Among the many uncertainties that remain about Covid-19 is how the human immune system responds to infection and what that means for the spread of the disease. Immunity after any infection can range from lifelong and complete to nearly nonexistent. So far, however, only the first glimmers of data are available about immunity to SARS-CoV-2, the coronavirus that causes Covid-19.
What can scientists, and the decision makers who rely on science to inform policies, do in such a situation? The best approach is to construct a conceptual model – a set of assumptions about how immunity might work – based on current knowledge of the immune system and information about related viruses, and then identify how each aspect of that model might be wrong, how one would know and what the implications would be. Next, scientists should set out to work to improve this understanding with observation and experiment.
The ideal scenario – once infected, a person is completely immune for life – is correct for a number of infections. The Danish physician Peter Panum famously figured this out for measles when he visited the Faroe Islands (between Scotland and Iceland) during an outbreak in 1846 and found that residents over 65 who had been alive during a previous outbreak in 1781 were protected. This striking observation helped launch the fields of immunology and epidemiology – and ever since, as in many other disciplines, the scientific community has learned that often things are more complicated.
One example of “more complicated” is immunity to coronaviruses, a large group of viruses that sometimes jump from animal hosts to humans: SARS-CoV-2 is the third major coronavirus epidemic to affect humans in recent times, after the SARS outbreak of 2002-3 and the MERS outbreak that started in 2012.
Much of our understanding of coronavirus immunity comes not from SARS or MERS, which have infected comparatively small numbers of people, but from the coronaviruses that spread every year causing respiratory infections ranging from a common cold to pneumonia. In two separate studies, researchers infected human volunteers with a seasonal coronavirus and about a year later inoculated them with the same or a similar virus to observe whether they had acquired immunity.
In the first study, researchers selected 18 volunteers who developed colds after they were inoculated — or “challenged,” as the term goes — with one strain of coronavirus in 1977 or 1978. Six of the subjects were re-challenged a year later with the same strain, and none was infected, presumably thanks to protection acquired with their immune response to the first infection. The other 12 volunteers were exposed to a slightly different strain of coronavirus a year later, and their protection to that was only partial.
In another study published in 1990, 15 volunteers were inoculated with a coronavirus; 10 were infected.
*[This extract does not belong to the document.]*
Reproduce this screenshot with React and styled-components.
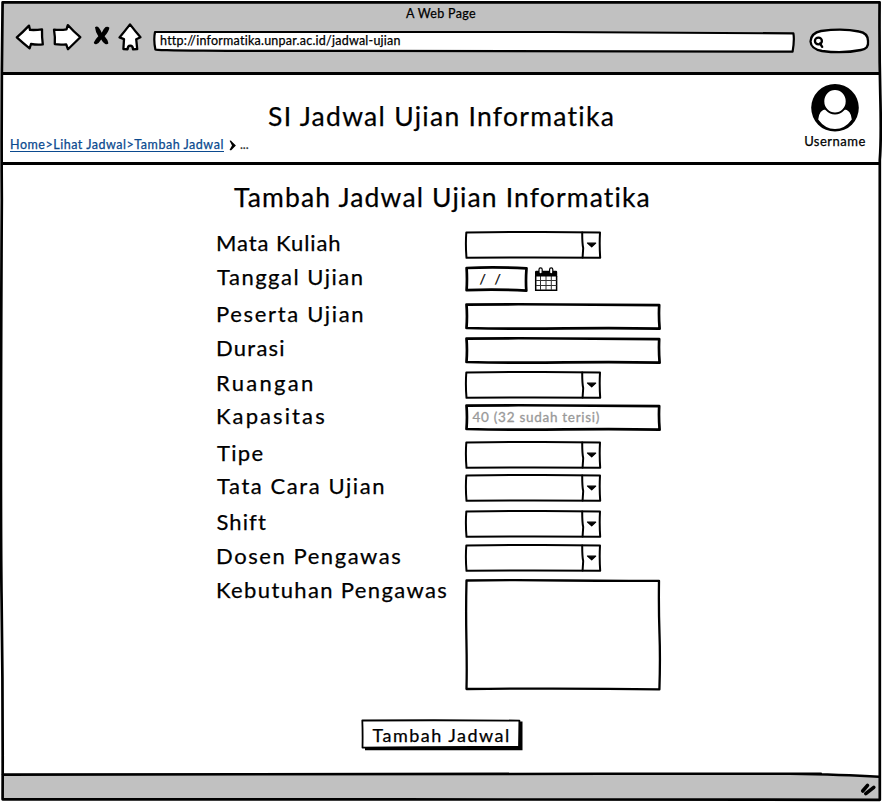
import React from "react";
import styled, { createGlobalStyle } from "styled-components";

const GlobalStyle = createGlobalStyle`
  *, *::before, *::after { box-sizing: border-box; }
  body { margin: 0; background: #fff; }
  svg { display: block; overflow: visible; }
`;

const Window = styled.div`
  position: relative;
  display: flex;
  flex-direction: column;
  width: 882px;
  height: 802px;
  padding: 3px;
  overflow: hidden;
  background: #fff;
  color: #000;
  font-family: Lato, "Liberation Sans", sans-serif;
  -webkit-text-stroke: 0.25px currentColor;
`;

const Outline = styled.svg`
  position: absolute;
  inset: 0;
  width: 100%;
  height: 100%;
  fill: none;
  stroke: #000;
  stroke-width: ${(p) => p.$weight || 2}px;
  stroke-linejoin: round;
  stroke-linecap: round;
  pointer-events: none;
`;

const Toolbar = styled.header`
  flex: none;
  height: 72px;
  background: #c1c1c1;
  border-bottom: 3px solid #000;
`;

const WindowTitle = styled.div`
  height: 20px;
  padding-top: 1px;
  font-size: 12.5px;
  line-height: 20px;
  letter-spacing: 0.32px;
  text-align: center;
`;

const NavRow = styled.nav`
  display: flex;
  align-items: flex-start;
  padding-left: 12px;
`;

const NavIcon = styled.svg`
  flex: none;
  width: ${(p) => p.$width}px;
  height: 30px;
  margin-right: ${(p) => p.$gap}px;
  fill: #fff;
  stroke: #000;
  stroke-width: 2.3px;
  stroke-linejoin: round;
  stroke-linecap: round;
`;

const AddressBar = styled.div`
  position: relative;
  width: 643px;
  height: 22px;
  margin: 7px 12px 0 0;
  padding: 1px 0 0 7px;
`;

const AddressText = styled.span`
  position: relative;
  display: block;
  font-size: 12.5px;
  line-height: 20px;
  letter-spacing: 0.24px;
`;

const SearchBox = styled.div`
  position: relative;
  width: 62px;
  height: 26px;
  margin-top: 5px;
`;

const PageHeader = styled.section`
  flex: none;
  display: flex;
  height: 90px;
  border-bottom: 3px solid #000;
`;

const Breadcrumb = styled.div`
  display: flex;
  align-items: flex-start;
  width: 265px;
  padding: 62px 0 0 7px;
  font-size: 12.5px;
  letter-spacing: 0.53px;
`;

const CrumbLink = styled.a`
  height: 15px;
  line-height: 15px;
  color: #0b4a8f;
  border-bottom: 1px solid #0b4a8f;
  white-space: nowrap;
`;

const CrumbArrow = styled.svg`
  width: 7px;
  height: 11px;
  margin: 3px 4px 0 5px;
`;

const CrumbMore = styled.span`
  line-height: 15px;
  color: #333;
  letter-spacing: 0;
`;

const SiteTitle = styled.h1`
  margin: 25px 0 0;
  font-size: 26.5px;
  font-weight: 400;
  line-height: 32px;
  letter-spacing: 1.28px;
  white-space: nowrap;
`;

const User = styled.div`
  display: flex;
  flex-direction: column;
  align-items: center;
  width: 80px;
  margin: 9px 4px 0 auto;
  font-size: 13px;
  line-height: 18px;
  letter-spacing: 0.5px;
`;

const Avatar = styled.svg`
  width: 48px;
  height: 48px;
`;

const Main = styled.main`
  flex: 1;
  display: flex;
  flex-direction: column;
  padding-top: 16px;
`;

const PageTitle = styled.h2`
  margin: 0 0 18px;
  padding-left: 231px;
  font-size: 26.5px;
  font-weight: 400;
  line-height: 32px;
  letter-spacing: 1.15px;
  white-space: nowrap;
`;

const Form = styled.form`
  display: flex;
  flex-direction: column;
  padding-left: 212px;
`;

const FormRow = styled.div`
  display: flex;
  align-items: flex-start;
  height: ${(p) => p.$height}px;
`;

const Label = styled.label`
  width: 250px;
  padding-left: ${(p) => p.$indent}px;
  margin-top: ${(p) => p.$shift}px;
  font-size: 22px;
  line-height: 22px;
  letter-spacing: ${(p) => p.$tracking}px;
  white-space: nowrap;
`;

const Field = styled.div`
  position: relative;
  width: ${(p) => p.$width}px;
  height: ${(p) => p.$height}px;
`;

const Placeholder = styled.span`
  position: relative;
  display: block;
  padding-left: 7.5px;
  color: #999;
  font-size: 13.5px;
  line-height: 26px;
  letter-spacing: 0.72px;
  white-space: nowrap;
  -webkit-text-stroke: 0.3px currentColor;
`;

const DateText = styled.span`
  display: block;
  padding-left: 14.5px;
  font-size: 14px;
  line-height: 25px;
  letter-spacing: 0.3px;
  word-spacing: 4.5px;
`;

const CalendarIcon = styled.svg`
  width: 24px;
  height: 26px;
  margin-left: 6px;
`;

const SubmitButton = styled.button`
  position: relative;
  width: 163px;
  height: 32px;
  margin: 28px 0 0 358px;
  padding: 0 0 0 11.5px;
  border: 0;
  background: transparent;
  color: #000;
  font: 18px/31px Lato, "Liberation Sans", sans-serif;
  letter-spacing: 1.48px;
  text-align: left;
  white-space: nowrap;
  -webkit-text-stroke: 0.25px currentColor;
`;

const ButtonText = styled.span`
  position: relative;
`;

const StatusBar = styled.footer`
  position: relative;
  flex: none;
  height: 27px;
`;

function SelectField() {
  return (
    <Field $width={136} $height={28}>
      <Outline $weight={2} viewBox="0 0 136 28">
        <path d="M1.3 1.5 Q50 .8 78 1 T135 1.4 Q134.3 14 135.2 26.8 Q70 26.2 1.5 26.8 Q.4 14 1.3 1.5Z" />
        <path d="M117.2 1.5 Q117.2 13 118.2 17 L117.6 26.5" />
        <path d="M122.5 12 Q127 12.4 130.7 12 L126.7 15.8Z" fill="#000" strokeWidth="1.2" />
      </Outline>
    </Field>
  );
}

function TextField({ children }) {
  return (
    <Field $width={196} $height={28}>
      <Outline $weight={2.7} viewBox="0 0 196 28">
        <path d="M1.5 1.6 Q50 1 95 1.5 T194.2 2.2 Q193.6 13 194.6 25.6 Q150 24.6 100 25.4 T1.5 25 Q2.4 13 1.5 1.6Z" />
      </Outline>
      {children}
    </Field>
  );
}

function DateField() {
  return (
    <>
      <Field $width={63} $height={26}>
        <Outline $weight={2.7} viewBox="0 0 63 26">
          <path d="M1.6 2 Q30 .8 61.5 2.3 Q60.6 14 61.3 24.6 Q30 23 1.6 24.2 Q2.3 13 1.6 2Z" />
        </Outline>
        <DateText>/ /</DateText>
      </Field>
      <CalendarIcon viewBox="0 0 24 26">
        <path d="M1.7 10V24.3H22.6V10" fill="#fff" stroke="#000" strokeWidth="1.5" />
        <path d="M6.5 10V24M12 10V24M17.3 10V24M2 14.5H22.5M2 19.5H22.5" stroke="#333" strokeWidth="1" />
        <path d="M1 10.5V6Q1 4.8 2.2 4.8H22Q23.2 4.8 23.2 6V10.5Z" />
        <rect x="5" y="1.9" width="3.2" height="6" rx="1.6" fill="#fff" stroke="#000" strokeWidth="1.2" />
        <rect x="15.6" y="1.9" width="3.2" height="6" rx="1.6" fill="#fff" stroke="#000" strokeWidth="1.2" />
      </CalendarIcon>
    </>
  );
}

function AreaField() {
  return (
    <Field $width={196} $height={112}>
      <Outline $weight={2.3} viewBox="0 0 196 112">
        <path d="M1.5 1.5 Q50 .9 100 1.5 T194 1.8 Q193.6 30 194.5 55 T194.4 110.4 Q110 109 1.5 110 Q2 90 1.4 60 T1.5 1.5Z" />
      </Outline>
    </Field>
  );
}

const rows = [
  { label: "Mata Kuliah", tracking: 0.93, height: 35, shift: 1, indent: 1, field: <SelectField /> },
  { label: "Tanggal Ujian", tracking: 1.5, height: 37, shift: 0, indent: 2, field: <DateField /> },
  { label: "Peserta Ujian", tracking: 1.67, height: 34, shift: 0, indent: 1, field: <TextField /> },
  { label: "Durasi", tracking: 1.25, height: 34, shift: 0, indent: 1, field: <TextField /> },
  { label: "Ruangan", tracking: 2.32, height: 33, shift: 1, indent: 1, field: <SelectField /> },
  {
    label: "Kapasitas", tracking: 2.1, height: 37, shift: 1, indent: 1,
    field: <TextField><Placeholder>40 (32 sudah terisi)</Placeholder></TextField>,
  },
  { label: "Tipe", tracking: 1.3, height: 33, shift: 1, indent: 2, field: <SelectField /> },
  { label: "Tata Cara Ujian", tracking: 1.57, height: 36, shift: 1, indent: 2, field: <SelectField /> },
  { label: "Shift", tracking: 1.1, height: 34, shift: 1, indent: 1.5, field: <SelectField /> },
  { label: "Dosen Pengawas", tracking: 1.56, height: 35, shift: 1, indent: 1, field: <SelectField /> },
  { label: "Kebutuhan Pengawas", tracking: 1.36, height: 112, shift: 0, indent: 1, field: <AreaField /> },
];

export default function App() {
  return (
    <Window>
      <GlobalStyle />
      <Toolbar>
        <WindowTitle>A Web Page</WindowTitle>
        <NavRow>
          <NavIcon $width={30} $gap={7} viewBox="0 0 30 30">
            <path d="M1.8 14.3Q8 9 14 2.6L15 6.9Q21 7.3 27 6.3Q26.8 14 27.8 21.4Q22 22 16 21L14.6 25.3Q8 20 1.8 14.3Z" />
          </NavIcon>
          <NavIcon $width={30} $gap={10} viewBox="0 0 30 30">
            <path d="M2 6.6Q9 7.3 14.5 6.3L15.8 2.1Q22 9 28.3 14.2L16 26.3L14.2 21.4Q8 22 2.8 21.2Q3.3 14 2 6.6Z" />
          </NavIcon>
          <NavIcon $width={19} $gap={6} viewBox="0 0 19 30">
            <path
              d="M3 4.2Q5 2.8 6.7 4.6Q8.6 7 9.7 9.8Q11.5 5.6 13.6 4Q16 3 17.4 4.8Q16.8 8.6 12.6 13.3Q16 17 16.4 20.2Q15.5 22 13.2 21Q10.6 19.4 9.2 16.6Q7 20.5 4.2 21.3Q2 21.6 1.8 19.6Q3.6 15.8 6.3 13.2Q3.4 9 3 4.2Z"
              fill="#000"
              stroke="none"
            />
          </NavIcon>
          <NavIcon $width={26} $gap={10} viewBox="0 0 26 30">
            <path d="M13 1.4Q18 8 23.5 14.2L19.2 16.2L20.2 26L16 26.3Q16 22.6 13.2 22.6Q10.6 22.6 10.6 26.3L6.4 26L7 16.1L2.5 14.4Q8 8 13 1.4Z" />
          </NavIcon>
          <AddressBar>
            <Outline $weight={2.2} viewBox="0 0 643 22">
              <path d="M2 2Q200 1.2 400 2T640.4 3.4Q641.6 10 639.6 21.6Q400 20.5 200 20.8T2.4 19.4Q.4 10 2 2Z" fill="#fff" />
            </Outline>
            <AddressText>http://informatika.unpar.ac.id/jadwal-ujian</AddressText>
          </AddressBar>
          <SearchBox>
            <Outline $weight={2.3} viewBox="0 0 62 26">
              <path d="M13 3Q35 .2 51 3.5Q60 5 60 13Q61 21 53 22Q35 25.8 14 23Q3 21 2.5 13.5Q3 5 13 3Z" fill="#fff" />
              <ellipse cx="10.4" cy="13" rx="3.5" ry="3.3" />
              <path d="M12 15.5L14.2 18.8" />
            </Outline>
          </SearchBox>
        </NavRow>
      </Toolbar>

      <PageHeader>
        <Breadcrumb>
          <CrumbLink>Home&gt;Lihat Jadwal&gt;Tambah Jadwal</CrumbLink>
          <CrumbArrow viewBox="0 0 7 11">
            <path d="M.6 .8Q1.8 0 3 1.8L6.9 5.4L3 9.4Q1.5 11 .6 9.8L3 5.6Z" />
          </CrumbArrow>
          <CrumbMore>...</CrumbMore>
        </Breadcrumb>
        <SiteTitle>SI Jadwal Ujian Informatika</SiteTitle>
        <User>
          <Avatar viewBox="0 0 48 48">
            <circle cx="24" cy="23.8" r="23.8" />
            <path d="M7.2 35.5Q8 25.6 15.5 25.2Q24 30 32.5 25.2Q40 25.6 40.8 35.5Q34 45 24 45T7.2 35.5Z" fill="#fff" />
            <ellipse cx="24" cy="17.2" rx="11.7" ry="12.3" fill="#fff" stroke="#000" strokeWidth="2" />
          </Avatar>
          Username
        </User>
      </PageHeader>

      <Main>
        <PageTitle>Tambah Jadwal Ujian Informatika</PageTitle>
        <Form>
          {rows.map((row) => (
            <FormRow key={row.label} $height={row.height}>
              <Label $tracking={row.tracking} $shift={row.shift} $indent={row.indent}>
                {row.label}
              </Label>
              {row.field}
            </FormRow>
          ))}
        </Form>
        <SubmitButton>
          <Outline $weight={1.8} viewBox="0 0 163 32">
            <path d="M4 27H158V2.5H161.5V31.2H4Z" fill="#000" stroke="none" />
            <path d="M1.3 1.5Q80 1 158.4 1.6L158 28Q80 27.6 1.5 28.6Q1.8 14 1.3 1.5Z" fill="#fff" />
          </Outline>
          <ButtonText>Tambah Jadwal</ButtonText>
        </SubmitButton>
      </Main>

      <StatusBar>
        <Outline $weight={2.6} viewBox="0 0 876 27">
          <path d="M0 2.6Q300 2 600 1.8T787 1.8Q840 2.6 876 4.8V27H0Z" fill="#c1c1c1" stroke="none" />
          <path d="M0 2.6Q300 2 600 1.8T787 1.8Q840 2.6 876 4.8" />
          <path d="M859.7 19L864.5 13.4M862.8 21.7L870.8 15.4" strokeWidth="3.6" />
        </Outline>
      </StatusBar>

      <Outline $weight={2.7} viewBox="0 0 882 802">
        <path d="M2.6 2.3Q400 1.7 879.6 2.3Q879.2 50 880.3 95T879.8 160Q879 400 879.8 799.8Q600 798.8 400 799.4T2.6 799.3Q3 700 1.6 600T1.8 200Q1.2 100 2.6 2.3Z" />
      </Outline>
    </Window>
  );
}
Fourteen returned for another inoculation with the same strain a year later: They displayed less severe symptoms and their bodies produced less of the virus than after the initial challenge, especially those who had shown a strong immune response the first time around.
No such human-challenge experiments have been conducted to study immunity to SARS and MERS. But measurements of antibodies in the blood of people who have survived those infections suggest that these defenses persist for some time: two years for SARS, according to one study, and almost three years for MERS, according to another one. However, the neutralizing ability of these antibodies – a measure of how well they inhibit virus replication – was already declining during the study periods.
These studies form the basis for an educated guess at what might happen with Covid-19 patients. After being infected with SARS-CoV-2, most individuals will have an immune response, some better than others. That response, it may be assumed, will offer some protection over the medium term – at least a year – and then its effectiveness might decline.